132.For the offence of murder to be proven, like any criminal offence, the onerous task of proof falls on the Prosecution. This burden of proof by the Prosecution was aptly explained by Fidelis Nwadialo, ‘Modern Nigerian Law of Evidence’, University of Lagos Press, Lagos (1999) 379 as follows:-
133.The burden of proof lies squarely on the Prosecution. In the celebrated case of Woolmington vs. DPP (1935) AC 462, 25 Cr App Rep 72, HL, Viscount Sankey L.C held thus:-
134.The law also provides for situations where there are multiple accused persons and where such persons may be deemed to have played different roles in the commission of the offence as in the present case.
135.Section 20 of the Penal Code Cap 63 explains a principal actor, an aider and abettor as follows: -
136.In determining culpability where there are multiple accused, the court must inquire whether there was common intention in the execution of the offence as provided for under Section 21 of the Penal Code of Kenya.
137.Having stated the law and the principles, I now move to consider whether or not the ingredients of the offence were proven to the required legal standard.
Context of the Case
138.The Embassy of Venezuela in Kenya was located at Gigiri while the official residence was located in Runda Estate, House No. 317 on LR No 7785/317. From the evidence on Record, the Embassy had had 4 different people as heads of the mission since 2008. They were Jackline Mendoza (2008), Gerardo Carillo Silva (2009), Dwight Sagaray – 1st Accused (in acting capacity from June 2012) and Olga Fonseca – the deceased (from July 2012 till her death).
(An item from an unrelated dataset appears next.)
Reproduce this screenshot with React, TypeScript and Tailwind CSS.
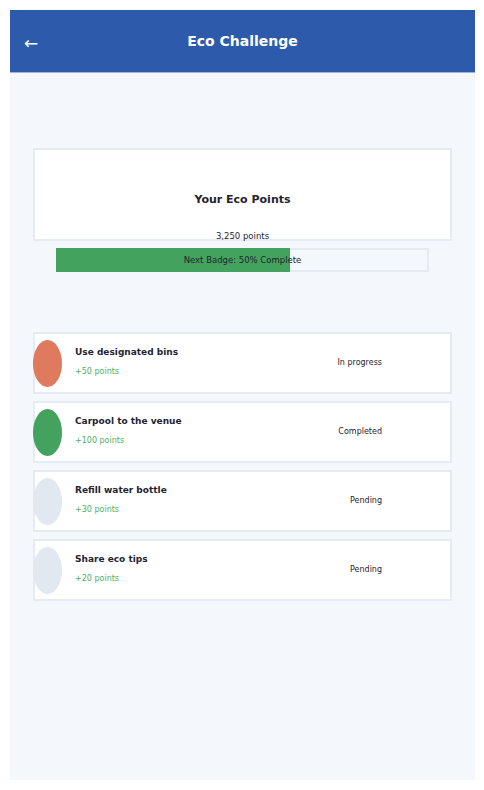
const challenges = [
  { title: "Use designated bins", points: 50, status: "In progress", dot: "bg-[#e07a5f]" },
  { title: "Carpool to the venue", points: 100, status: "Completed", dot: "bg-[#43a35e]" },
  { title: "Refill water bottle", points: 30, status: "Pending", dot: "bg-[#e2e8f0]" },
  { title: "Share eco tips", points: 20, status: "Pending", dot: "bg-[#e2e8f0]" },
];

export default function App() {
  return (
    <div className="bg-white p-[10px] font-['DejaVu_Sans',sans-serif] text-[#1f2430]">
      <div className="w-[465px] h-[770px] bg-[#f4f7fb] overflow-hidden">
        <header className="relative h-[63px] bg-[#2d5aab] border-b border-[#9db4e0] flex items-center justify-center">
          <span className="absolute left-[14px] top-[25px] text-white text-[17px] leading-none">←</span>
          <h1 className="text-white text-[14px] font-bold">Eco Challenge</h1>
        </header>

        <div className="px-[23px] pt-[75px]">
          <div className="h-[93px] bg-white border-2 border-[#e5ebf3] pt-[43px] text-center">
            <h2 className="text-[11px] font-bold leading-[14px]">Your Eco Points</h2>
            <p className="mt-[24px] text-[8.5px] leading-[11px]">3,250 points</p>
          </div>

          <div className="mx-[23px] mt-[7px] relative h-[24px] bg-[#f4f7fb] border-2 border-[#e5ebf3] flex items-center justify-center">
            <div className="absolute -left-[2px] -top-[2px] -bottom-[2px] w-[234px] bg-[#43a35e]" />
            <span className="relative text-[8.5px]">Next Badge: 50% Complete</span>
          </div>

          <ul className="mt-[60px] flex flex-col gap-[7px]">
            {challenges.map((c) => (
              <li key={c.title} className="h-[62px] bg-white border-2 border-[#e5ebf3] flex items-center">
                <div className={`-ml-[2px] w-[29px] h-[47px] rounded-[50%] ${c.dot}`} />
                <div className="ml-[13px] flex-1 -mt-[3px]">
                  <p className="text-[9px] font-bold leading-[12px]">{c.title}</p>
                  <p className="mt-[8px] text-[8px] text-[#4caf64] leading-[11px]">+{c.points} points</p>
                </div>
                <span className="mr-[68px] text-[8px]">{c.status}</span>
              </li>
            ))}
          </ul>
        </div>
      </div>
    </div>
  );
}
The Embassy had other diplomatic staff namely Jennifer Schell, Melissa Herenia Calor Mendez (2nd and 3rd Secretaries respectively) and Jose Reyes the Embassy administrator/accountant. At the Embassy were other local staff members, amongst them, a secretary (PW13), drivers (PW1 & PW2), IT Officer (PW16), cleaner (PW17) and gardeners.
139.The Embassy residence had domestic staff who resided in the servants quarters. They were 1 driver (PW1 Francis Mwangi as the official driver), two housekeepers (PW9 Zipporah Ikholo & PW10 Angelina Mwelemi) and a cook (PW15 Peter Mbusi). There was also a gardener (PW3 Julius Marigu) and guards from Securex Company who did not reside at the residence. The Embassy residence was leased, and the lessor was a real-estate company (JNMH Holdings Ltd) owned by one Alice Muthama (PW14) and Johnstone Muthama (PW22).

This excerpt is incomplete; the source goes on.